Former Minister of Sports, Jonel Powell, has raised a scathing critique of the current Minister of Sport, Hon. Samal Duggins, and the Labour government, accusing them of squandering St. Kitts and Nevis’ chance to host the prestigious 2024 ICC Cricket World Cup. Powell contends that this decision not only dashes the hopes of cricket enthusiasts but also deprives the nation of a substantial economic windfall.
Duggins’ explanation for the failure to bid on the event, despite multiple deadline extensions, has been met with incredulity by Powell. The former minister points to a legacy of successful hosting endeavors, including the CPL tournament in 2021 and the U19 Cricket World Cup in 2022, achieved under his leadership. These accomplishments, achieved amidst challenging timelines, stand as a testament to Powell’s proficiency in organizing world-class cricket events.

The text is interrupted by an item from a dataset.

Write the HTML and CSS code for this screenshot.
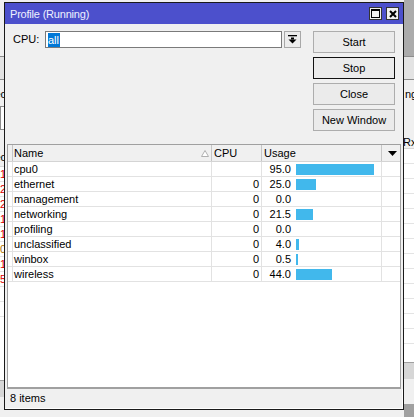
FILE: index.html
```html
<!DOCTYPE html>
<html>
<head>
<meta charset="utf-8">
<title>Profile (Running)</title>
<link rel="stylesheet" href="styles.css">
</head>
<body>
<div class="desk">
  <div class="strip strip-left">
    <div class="bg-top-light"></div>
    <div class="bg-line"></div>
    <div class="bg-tool"></div>
    <div class="bg-line"></div>
    <div class="bg-form"><span class="bg-text">Spec</span></div>
    <div class="bg-box"></div>
    <div class="bg-gap"></div>
    <div class="bg-head"><span class="bg-text">Spec</span></div>
    <div class="bg-list">
      <div class="bg-row"><span class="bg-red">1</span></div>
      <div class="bg-row"><span class="bg-red">2</span></div>
      <div class="bg-row"><span class="bg-red">2</span></div>
      <div class="bg-row"><span class="bg-red">1</span></div>
      <div class="bg-row"><span class="bg-red">1</span></div>
      <div class="bg-row"><span class="bg-brown">0</span></div>
      <div class="bg-row"><span class="bg-red">1</span></div>
      <div class="bg-row"><span class="bg-red">5</span></div>
      <div class="bg-row"></div>
      <div class="bg-row"></div>
    </div>
    <div class="bg-band"></div>
    <div class="bg-foot"></div>
    <div class="bg-dark"></div>
  </div>
  <div class="strip strip-mid"></div>
  <div class="strip strip-right">
    <div class="bg-top-gray"></div>
    <div class="bg-line"></div>
    <div class="bg-tool"></div>
    <div class="bg-line"></div>
    <div class="bg-form bg-form-right"><span class="bg-text-l">ng</span></div>
    <div class="bg-gap-r"></div>
    <div class="bg-head bg-head-right"><span class="bg-text-l rx">Rx</span></div>
    <div class="bg-list">
      <div class="bg-row"></div><div class="bg-row"></div><div class="bg-row"></div>
      <div class="bg-row"></div><div class="bg-row"></div><div class="bg-row"></div>
      <div class="bg-row"></div><div class="bg-row"></div><div class="bg-row"></div>
      <div class="bg-row"></div><div class="bg-row"></div><div class="bg-row"></div>
      <div class="bg-row"></div>
    </div>
    <div class="bg-band"></div>
    <div class="bg-foot"></div>
    <div class="bg-dark"></div>
  </div>
</div>

<div class="window">
  <div class="titlebar">
    <span class="title">Profile (Running)</span>
    <div class="tbtns">
      <span class="tbtn"><svg width="9" height="9" viewBox="0 0 9 9"><rect x="0.5" y="0.5" width="8" height="8" fill="none" stroke="#000"/><rect x="0" y="0" width="9" height="2" fill="#000"/></svg></span>
      <span class="tbtn"><svg width="8" height="8" viewBox="0 0 8 8"><path d="M1 1L7 7M7 1L1 7" stroke="#000" stroke-width="2" fill="none"/></svg></span>
    </div>
  </div>
  <div class="client">
    <div class="top">
      <div class="cpu-row">
        <span class="cpu-label">CPU:</span>
        <div class="input"><span class="sel">all</span></div>
        <div class="combo-btn"><svg width="9" height="9" viewBox="0 0 9 9"><rect x="0" y="0" width="9" height="1.3" fill="#000"/><rect x="3" y="2.5" width="3" height="2" fill="#000"/><polygon points="0.5,4.5 8.5,4.5 4.5,8.5" fill="#000"/></svg></div>
      </div>
      <div class="btns">
        <button class="btn">Start</button>
        <button class="btn btn-focus">Stop</button>
        <button class="btn">Close</button>
        <button class="btn">New Window</button>
      </div>
    </div>
    <div class="table">
      <div class="thead">
        <div class="th th-flag"></div>
        <div class="th th-name"><span>Name</span><svg class="sort" width="8" height="7" viewBox="0 0 8 7"><polygon points="0.5,6.5 7.5,6.5 4,0.5" fill="#fff" stroke="#b0b0b0"/></svg></div>
        <div class="th">CPU</div>
        <div class="th">Usage</div>
        <div class="th th-menu"><svg width="9" height="5" viewBox="0 0 9 5"><polygon points="0,0 9,0 4.5,5" fill="#000"/></svg></div>
      </div>
      <div class="tbody">
        <div class="tr"><div class="td"></div><div class="td td-name">cpu0</div><div class="td td-cpu"></div><div class="td td-usage"><span class="num">95.0</span><span class="bar" style="width:78px"></span></div><div class="td td-last"></div></div>
        <div class="tr"><div class="td"></div><div class="td td-name">ethernet</div><div class="td td-cpu">0</div><div class="td td-usage"><span class="num">25.0</span><span class="bar" style="width:20px"></span></div><div class="td td-last"></div></div>
        <div class="tr"><div class="td"></div><div class="td td-name">management</div><div class="td td-cpu">0</div><div class="td td-usage"><span class="num">0.0</span></div><div class="td td-last"></div></div>
        <div class="tr"><div class="td"></div><div class="td td-name">networking</div><div class="td td-cpu">0</div><div class="td td-usage"><span class="num">21.5</span><span class="bar" style="width:17px"></span></div><div class="td td-last"></div></div>
        <div class="tr"><div class="td"></div><div class="td td-name">profiling</div><div class="td td-cpu">0</div><div class="td td-usage"><span class="num">0.0</span></div><div class="td td-last"></div></div>
        <div class="tr"><div class="td"></div><div class="td td-name">unclassified</div><div class="td td-cpu">0</div><div class="td td-usage"><span class="num">4.0</span><span class="bar" style="width:3px"></span></div><div class="td td-last"></div></div>
        <div class="tr"><div class="td"></div><div class="td td-name">winbox</div><div class="td td-cpu">0</div><div class="td td-usage"><span class="num">0.5</span><span class="bar" style="width:2px"></span></div><div class="td td-last"></div></div>
        <div class="tr"><div class="td"></div><div class="td td-name">wireless</div><div class="td td-cpu">0</div><div class="td td-usage"><span class="num">44.0</span><span class="bar" style="width:36px"></span></div><div class="td td-last"></div></div>
      </div>
    </div>
    <div class="status">8 items</div>
  </div>
</div>
</body>
</html>
```

FILE: styles.css
```css
* { box-sizing: border-box; }

body {
  margin: 0;
  width: 414px;
  height: 417px;
  overflow: hidden;
  position: relative;
  background: #a0a0a0;
  font-family: "Liberation Sans", Arial, sans-serif;
  font-size: 11px;
  color: #000;
}

/* background application (behind the window) */
.desk { display: flex; height: 417px; }
.strip { display: flex; flex-direction: column; overflow: hidden; }
.strip-left { width: 4px; }
.strip-mid { flex: 1; background: #f0f0f0; }
.strip-right { width: 10px; }

.bg-top-light { height: 56px; background: #f0f0f0; flex: none; }
.bg-top-gray { height: 56px; background: #ababab; flex: none; }
.bg-line { height: 1px; background: #8c8c8c; flex: none; }
.bg-tool { height: 22px; background: #e3e3e3; flex: none; }
.bg-form {
  height: 26px; background: #f0f0f0; flex: none;
  display: flex; justify-content: flex-end; padding-top: 8px;
  line-height: 12px; white-space: nowrap;
}
.bg-form-right { justify-content: flex-start; height: 52px; }
.bg-text { margin-right: -2px; }
.bg-text-l { margin-left: 1px; }
.bg-box { height: 24px; background: #fff; border: 1px solid #8c8c8c; border-right: none; flex: none; }
.bg-gap { height: 20px; background: #f0f0f0; flex: none; }
.bg-gap-r { height: 0; flex: none; }
.bg-head {
  height: 17px; background: #f0f0f0; border-bottom: 1px solid #d6d6d6; flex: none;
  display: flex; justify-content: flex-end; line-height: 15px; white-space: nowrap;
}
.bg-head-right { justify-content: flex-start; border-left: 0; padding-top: 3px; }
.rx { margin-left: -1px; }
.bg-list { height: 213px; background: #fff; flex: none; overflow: hidden; }
.bg-row {
  height: 15px; border-bottom: 1px solid #e4e4e4;
  display: flex; justify-content: flex-end; line-height: 14px;
}
.bg-red { color: #e00000; margin-right: -2px; }
.bg-brown { color: #b07000; margin-right: -2px; }
.bg-band { height: 17px; background: #d6d6d6; border-top: 1px solid #a0a0a0; flex: none; }
.bg-foot { height: 25px; background: #f0f0f0; flex: none; }
.bg-dark { flex: 1; background: #a0a0a0; }

/* window */
.window {
  position: absolute;
  left: 4px;
  top: 2px;
  width: 400px;
  height: 408px;
  border: 1px solid #1a1a1a;
  background: #f0f0f0;
  display: flex;
  flex-direction: column;
}

.titlebar {
  height: 21px;
  flex: none;
  background: #4c50cc;
  display: flex;
  align-items: center;
  justify-content: space-between;
  padding: 0 4px 0 5px;
}
.title {
  color: #eef0ff;
  font-size: 11px;
  letter-spacing: -0.2px;
  line-height: 14px;
  padding-top: 1px;
}
.tbtns { display: flex; gap: 4px; }
.tbtn {
  width: 13px;
  height: 13px;
  background: #f0f0f0;
  border: 1px solid #333;
  display: flex;
  align-items: center;
  justify-content: center;
}
.tbtn svg { display: block; }

.client { flex: 1; display: flex; flex-direction: column; }

.top {
  height: 120px;
  flex: none;
  display: flex;
  justify-content: space-between;
  padding: 7px 8px 0 8px;
}
.cpu-row { display: flex; align-items: flex-start; }
.cpu-label { width: 32px; height: 17px; line-height: 17px; }
.input {
  width: 237px;
  height: 17px;
  background: #fff;
  border: 1px solid #7a7a7a;
  padding: 1px 0 0 2px;
}
.sel {
  display: inline-block;
  height: 14px;
  line-height: 14px;
  padding: 0 1px 0 0;
  background: #0078d7;
  color: #fff;
}
.combo-btn {
  width: 17px;
  height: 17px;
  margin-left: 2px;
  background: #ececec;
  border: 1px solid #a8a8a8;
  display: flex;
  align-items: center;
  justify-content: center;
}
.combo-btn svg { display: block; }

.btns { display: flex; flex-direction: column; gap: 4px; }
.btn {
  width: 82px;
  height: 22px;
  margin: 0;
  padding: 0;
  background: #ebebeb;
  border: 1px solid #adadad;
  font-family: "Liberation Sans", Arial, sans-serif;
  font-size: 11px;
  color: #000;
  line-height: 20px;
}
.btn-focus { border-color: #111; }

/* table */
.table {
  height: 245px;
  flex: none;
  margin: 0 2px;
  background: #fff;
  border: 1px solid #a0a0a0;
  border-bottom: 2px solid #a0a0a0;
  display: flex;
  flex-direction: column;
}
.thead, .tr {
  display: grid;
  grid-template-columns: 5px 199px 50px 120px 1fr;
}
.thead {
  height: 17px;
  background: #f0f0f0;
  border-bottom: 1px solid #d4d4d4;
}
.th {
  border-right: 1px solid #c6c6c6;
  line-height: 16px;
  padding-left: 2px;
  white-space: nowrap;
}
.th-flag { padding: 0; }
.th-name {
  padding-left: 1px;
  display: flex;
  justify-content: space-between;
  align-items: center;
  padding-right: 2px;
}
.sort { display: block; }
.th-menu {
  border-right: none;
  padding: 0;
  display: flex;
  align-items: center;
  justify-content: center;
}
.th-menu svg { display: block; margin-left: 2px; }

.tr { height: 15px; border-bottom: 1px solid #e2e2e2; }
.td {
  border-right: 1px solid #e2e2e2;
  line-height: 14px;
  white-space: nowrap;
  overflow: hidden;
}
.td-name { padding-left: 1px; }
.td-cpu { text-align: right; padding-right: 2px; }
.td-usage { display: flex; align-items: center; }
.td-last { border-right: none; }
.num { width: 29px; text-align: right; flex: none; }
.bar { height: 11px; margin-left: 5px; background: #41b8ec; flex: none; }

.status {
  flex: 1;
  display: flex;
  align-items: center;
  padding-left: 5px;
  padding-bottom: 2px;
  box-shadow: inset -1px -1px 0 #ffffff;
}
```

Powell questions the purported state of neglect in which the facilities were left, given the previous government’s demonstrated ability to prepare and upgrade venues swiftly and effectively. He posits that the lack of action over the past year, while global cricket enthusiasts were eagerly anticipating the World Cup, smacks of governmental neglect.
The economic impact of the CPL alone in 2021 exceeded EC$20 million, with a significant portion directly benefiting the local populace. Powell emphasizes that this revenue, derived from various services including catering, transportation, security, and more, constituted a vital injection into the pockets of the people of St. Kitts and Nevis.
Regrettably, the opportunity to replicate this success with the Cricket World Cup has been forfeited due to the current administration’s inaction. Powell concludes with a damning indictment, asserting that the Minister of Sport and the government at large have once again let down the citizens of the Federation.
As the cricketing world watches, St. Kitts and Nevis must now reckon with the consequences of this missed opportunity, while the legacy of successful sporting events orchestrated by Jonel Powell remains a stark reminder of what might have been.